### EXERCISE DIRECTIONS
Quote every line below exactly and skip any picture.
_ _ _
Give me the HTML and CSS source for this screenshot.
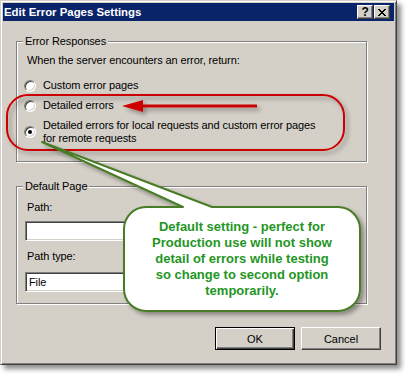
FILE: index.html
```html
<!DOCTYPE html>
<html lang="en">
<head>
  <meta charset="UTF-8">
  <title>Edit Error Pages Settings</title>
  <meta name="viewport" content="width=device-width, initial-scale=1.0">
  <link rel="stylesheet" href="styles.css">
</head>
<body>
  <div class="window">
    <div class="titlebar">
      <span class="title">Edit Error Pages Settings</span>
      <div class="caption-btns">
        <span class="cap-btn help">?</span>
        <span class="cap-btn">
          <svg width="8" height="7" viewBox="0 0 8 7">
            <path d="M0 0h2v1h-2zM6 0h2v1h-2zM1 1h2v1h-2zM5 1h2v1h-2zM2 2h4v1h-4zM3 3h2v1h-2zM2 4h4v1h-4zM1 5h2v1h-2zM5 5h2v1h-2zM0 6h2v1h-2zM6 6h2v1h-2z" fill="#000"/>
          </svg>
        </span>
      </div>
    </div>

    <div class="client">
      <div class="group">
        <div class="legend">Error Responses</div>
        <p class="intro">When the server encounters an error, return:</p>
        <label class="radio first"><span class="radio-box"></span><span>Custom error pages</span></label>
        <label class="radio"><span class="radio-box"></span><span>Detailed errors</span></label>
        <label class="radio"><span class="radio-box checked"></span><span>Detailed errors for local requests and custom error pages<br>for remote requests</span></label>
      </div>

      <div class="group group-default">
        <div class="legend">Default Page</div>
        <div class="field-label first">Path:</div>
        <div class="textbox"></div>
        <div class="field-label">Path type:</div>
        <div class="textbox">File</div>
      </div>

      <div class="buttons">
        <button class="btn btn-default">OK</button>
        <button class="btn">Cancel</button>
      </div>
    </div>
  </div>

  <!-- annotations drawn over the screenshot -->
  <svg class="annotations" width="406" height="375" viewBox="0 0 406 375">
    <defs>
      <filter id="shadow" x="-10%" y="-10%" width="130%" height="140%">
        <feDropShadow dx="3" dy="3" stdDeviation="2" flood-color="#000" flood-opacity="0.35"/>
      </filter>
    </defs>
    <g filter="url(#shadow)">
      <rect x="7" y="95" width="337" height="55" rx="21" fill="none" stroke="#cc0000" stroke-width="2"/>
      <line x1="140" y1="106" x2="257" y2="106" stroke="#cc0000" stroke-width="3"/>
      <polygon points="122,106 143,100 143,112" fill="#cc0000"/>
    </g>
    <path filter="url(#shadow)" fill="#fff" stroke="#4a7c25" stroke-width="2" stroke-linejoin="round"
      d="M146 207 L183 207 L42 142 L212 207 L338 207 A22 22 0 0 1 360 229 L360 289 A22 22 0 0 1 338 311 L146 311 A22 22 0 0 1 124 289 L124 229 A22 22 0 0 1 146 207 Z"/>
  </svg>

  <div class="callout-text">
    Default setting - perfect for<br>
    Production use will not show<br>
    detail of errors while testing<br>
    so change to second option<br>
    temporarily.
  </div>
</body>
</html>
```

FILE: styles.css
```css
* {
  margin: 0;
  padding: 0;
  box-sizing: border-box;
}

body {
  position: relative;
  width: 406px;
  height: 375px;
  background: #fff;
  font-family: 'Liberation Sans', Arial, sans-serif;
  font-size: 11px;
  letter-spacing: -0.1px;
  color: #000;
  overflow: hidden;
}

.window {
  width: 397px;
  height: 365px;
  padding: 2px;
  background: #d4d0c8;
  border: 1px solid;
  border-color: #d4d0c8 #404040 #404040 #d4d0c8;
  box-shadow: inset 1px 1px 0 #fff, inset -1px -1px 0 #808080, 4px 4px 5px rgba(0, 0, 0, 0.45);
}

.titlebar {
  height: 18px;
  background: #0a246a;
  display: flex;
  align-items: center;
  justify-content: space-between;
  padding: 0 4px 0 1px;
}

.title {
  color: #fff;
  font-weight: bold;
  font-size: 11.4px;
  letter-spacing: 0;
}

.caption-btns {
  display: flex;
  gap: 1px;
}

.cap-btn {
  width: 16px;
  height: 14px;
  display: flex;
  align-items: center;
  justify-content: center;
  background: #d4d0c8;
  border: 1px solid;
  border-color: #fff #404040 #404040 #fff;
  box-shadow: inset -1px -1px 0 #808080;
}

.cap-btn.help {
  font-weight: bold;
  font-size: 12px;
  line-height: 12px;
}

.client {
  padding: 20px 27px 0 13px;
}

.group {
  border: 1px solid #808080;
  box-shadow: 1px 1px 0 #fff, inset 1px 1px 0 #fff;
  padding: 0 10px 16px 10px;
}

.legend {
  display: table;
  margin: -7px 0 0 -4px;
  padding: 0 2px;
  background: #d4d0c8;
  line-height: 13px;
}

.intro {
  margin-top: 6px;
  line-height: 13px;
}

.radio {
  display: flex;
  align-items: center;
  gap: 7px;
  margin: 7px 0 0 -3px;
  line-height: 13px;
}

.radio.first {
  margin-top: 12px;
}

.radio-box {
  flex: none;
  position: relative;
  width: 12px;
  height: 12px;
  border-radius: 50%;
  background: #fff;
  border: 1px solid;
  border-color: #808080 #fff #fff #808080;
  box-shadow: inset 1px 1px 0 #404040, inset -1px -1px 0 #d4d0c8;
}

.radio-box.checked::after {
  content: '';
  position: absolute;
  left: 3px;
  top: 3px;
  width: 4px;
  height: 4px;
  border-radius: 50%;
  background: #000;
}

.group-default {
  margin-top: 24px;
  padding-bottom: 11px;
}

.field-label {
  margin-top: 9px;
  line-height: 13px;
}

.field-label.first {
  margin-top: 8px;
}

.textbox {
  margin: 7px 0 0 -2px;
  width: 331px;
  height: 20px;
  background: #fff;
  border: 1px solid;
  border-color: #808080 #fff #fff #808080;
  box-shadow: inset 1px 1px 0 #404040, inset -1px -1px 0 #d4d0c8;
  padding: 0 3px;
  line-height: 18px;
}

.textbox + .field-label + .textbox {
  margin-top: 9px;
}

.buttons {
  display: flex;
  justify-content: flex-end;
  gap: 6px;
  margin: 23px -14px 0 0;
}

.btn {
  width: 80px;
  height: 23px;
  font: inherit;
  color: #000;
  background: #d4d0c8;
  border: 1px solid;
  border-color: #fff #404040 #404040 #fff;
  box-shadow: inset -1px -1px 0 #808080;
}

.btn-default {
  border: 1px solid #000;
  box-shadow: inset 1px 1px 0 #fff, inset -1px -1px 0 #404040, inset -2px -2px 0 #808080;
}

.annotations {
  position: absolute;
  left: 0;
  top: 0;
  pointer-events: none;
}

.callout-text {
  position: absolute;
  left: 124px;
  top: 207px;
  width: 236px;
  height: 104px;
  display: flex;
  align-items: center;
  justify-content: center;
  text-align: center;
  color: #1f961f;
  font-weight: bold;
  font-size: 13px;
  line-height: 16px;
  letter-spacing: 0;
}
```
_ _ _
### REPLY TO THE EXERCISE
Give me the HTML and CSS source for this screenshot.
FILE: index.html
```html
<!DOCTYPE html>
<html lang="en">
<head>
  <meta charset="UTF-8">
  <title>Edit Error Pages Settings</title>
  <meta name="viewport" content="width=device-width, initial-scale=1.0">
  <link rel="stylesheet" href="styles.css">
</head>
<body>
  <div class="window">
    <div class="titlebar">
      <span class="title">Edit Error Pages Settings</span>
      <div class="caption-btns">
        <span class="cap-btn help">?</span>
        <span class="cap-btn">
          <svg width="8" height="7" viewBox="0 0 8 7">
            <path d="M0 0h2v1h-2zM6 0h2v1h-2zM1 1h2v1h-2zM5 1h2v1h-2zM2 2h4v1h-4zM3 3h2v1h-2zM2 4h4v1h-4zM1 5h2v1h-2zM5 5h2v1h-2zM0 6h2v1h-2zM6 6h2v1h-2z" fill="#000"/>
          </svg>
        </span>
      </div>
    </div>

    <div class="client">
      <div class="group">
        <div class="legend">Error Responses</div>
        <p class="intro">When the server encounters an error, return:</p>
        <label class="radio first"><span class="radio-box"></span><span>Custom error pages</span></label>
        <label class="radio"><span class="radio-box"></span><span>Detailed errors</span></label>
        <label class="radio"><span class="radio-box checked"></span><span>Detailed errors for local requests and custom error pages<br>for remote requests</span></label>
      </div>

      <div class="group group-default">
        <div class="legend">Default Page</div>
        <div class="field-label first">Path:</div>
        <div class="textbox"></div>
        <div class="field-label">Path type:</div>
        <div class="textbox">File</div>
      </div>

      <div class="buttons">
        <button class="btn btn-default">OK</button>
        <button class="btn">Cancel</button>
      </div>
    </div>
  </div>

  <!-- annotations drawn over the screenshot -->
  <svg class="annotations" width="406" height="375" viewBox="0 0 406 375">
    <defs>
      <filter id="shadow" x="-10%" y="-10%" width="130%" height="140%">
        <feDropShadow dx="3" dy="3" stdDeviation="2" flood-color="#000" flood-opacity="0.35"/>
      </filter>
    </defs>
    <g filter="url(#shadow)">
      <rect x="7" y="95" width="337" height="55" rx="21" fill="none" stroke="#cc0000" stroke-width="2"/>
      <line x1="140" y1="106" x2="257" y2="106" stroke="#cc0000" stroke-width="3"/>
      <polygon points="122,106 143,100 143,112" fill="#cc0000"/>
    </g>
    <path filter="url(#shadow)" fill="#fff" stroke="#4a7c25" stroke-width="2" stroke-linejoin="round"
      d="M146 207 L183 207 L42 142 L212 207 L338 207 A22 22 0 0 1 360 229 L360 289 A22 22 0 0 1 338 311 L146 311 A22 22 0 0 1 124 289 L124 229 A22 22 0 0 1 146 207 Z"/>
  </svg>

  <div class="callout-text">
    Default setting - perfect for<br>
    Production use will not show<br>
    detail of errors while testing<br>
    so change to second option<br>
    temporarily.
  </div>
</body>
</html>
```

FILE: styles.css
```css
* {
  margin: 0;
  padding: 0;
  box-sizing: border-box;
}

body {
  position: relative;
  width: 406px;
  height: 375px;
  background: #fff;
  font-family: 'Liberation Sans', Arial, sans-serif;
  font-size: 11px;
  letter-spacing: -0.1px;
  color: #000;
  overflow: hidden;
}

.window {
  width: 397px;
  height: 365px;
  padding: 2px;
  background: #d4d0c8;
  border: 1px solid;
  border-color: #d4d0c8 #404040 #404040 #d4d0c8;
  box-shadow: inset 1px 1px 0 #fff, inset -1px -1px 0 #808080, 4px 4px 5px rgba(0, 0, 0, 0.45);
}

.titlebar {
  height: 18px;
  background: #0a246a;
  display: flex;
  align-items: center;
  justify-content: space-between;
  padding: 0 4px 0 1px;
}

.title {
  color: #fff;
  font-weight: bold;
  font-size: 11.4px;
  letter-spacing: 0;
}

.caption-btns {
  display: flex;
  gap: 1px;
}

.cap-btn {
  width: 16px;
  height: 14px;
  display: flex;
  align-items: center;
  justify-content: center;
  background: #d4d0c8;
  border: 1px solid;
  border-color: #fff #404040 #404040 #fff;
  box-shadow: inset -1px -1px 0 #808080;
}

.cap-btn.help {
  font-weight: bold;
  font-size: 12px;
  line-height: 12px;
}

.client {
  padding: 20px 27px 0 13px;
}

.group {
  border: 1px solid #808080;
  box-shadow: 1px 1px 0 #fff, inset 1px 1px 0 #fff;
  padding: 0 10px 16px 10px;
}

.legend {
  display: table;
  margin: -7px 0 0 -4px;
  padding: 0 2px;
  background: #d4d0c8;
  line-height: 13px;
}

.intro {
  margin-top: 6px;
  line-height: 13px;
}

.radio {
  display: flex;
  align-items: center;
  gap: 7px;
  margin: 7px 0 0 -3px;
  line-height: 13px;
}

.radio.first {
  margin-top: 12px;
}

.radio-box {
  flex: none;
  position: relative;
  width: 12px;
  height: 12px;
  border-radius: 50%;
  background: #fff;
  border: 1px solid;
  border-color: #808080 #fff #fff #808080;
  box-shadow: inset 1px 1px 0 #404040, inset -1px -1px 0 #d4d0c8;
}

.radio-box.checked::after {
  content: '';
  position: absolute;
  left: 3px;
  top: 3px;
  width: 4px;
  height: 4px;
  border-radius: 50%;
  background: #000;
}

.group-default {
  margin-top: 24px;
  padding-bottom: 11px;
}

.field-label {
  margin-top: 9px;
  line-height: 13px;
}

.field-label.first {
  margin-top: 8px;
}

.textbox {
  margin: 7px 0 0 -2px;
  width: 331px;
  height: 20px;
  background: #fff;
  border: 1px solid;
  border-color: #808080 #fff #fff #808080;
  box-shadow: inset 1px 1px 0 #404040, inset -1px -1px 0 #d4d0c8;
  padding: 0 3px;
  line-height: 18px;
}

.textbox + .field-label + .textbox {
  margin-top: 9px;
}

.buttons {
  display: flex;
  justify-content: flex-end;
  gap: 6px;
  margin: 23px -14px 0 0;
}

.btn {
  width: 80px;
  height: 23px;
  font: inherit;
  color: #000;
  background: #d4d0c8;
  border: 1px solid;
  border-color: #fff #404040 #404040 #fff;
  box-shadow: inset -1px -1px 0 #808080;
}

.btn-default {
  border: 1px solid #000;
  box-shadow: inset 1px 1px 0 #fff, inset -1px -1px 0 #404040, inset -2px -2px 0 #808080;
}

.annotations {
  position: absolute;
  left: 0;
  top: 0;
  pointer-events: none;
}

.callout-text {
  position: absolute;
  left: 124px;
  top: 207px;
  width: 236px;
  height: 104px;
  display: flex;
  align-items: center;
  justify-content: center;
  text-align: center;
  color: #1f961f;
  font-weight: bold;
  font-size: 13px;
  line-height: 16px;
  letter-spacing: 0;
}
```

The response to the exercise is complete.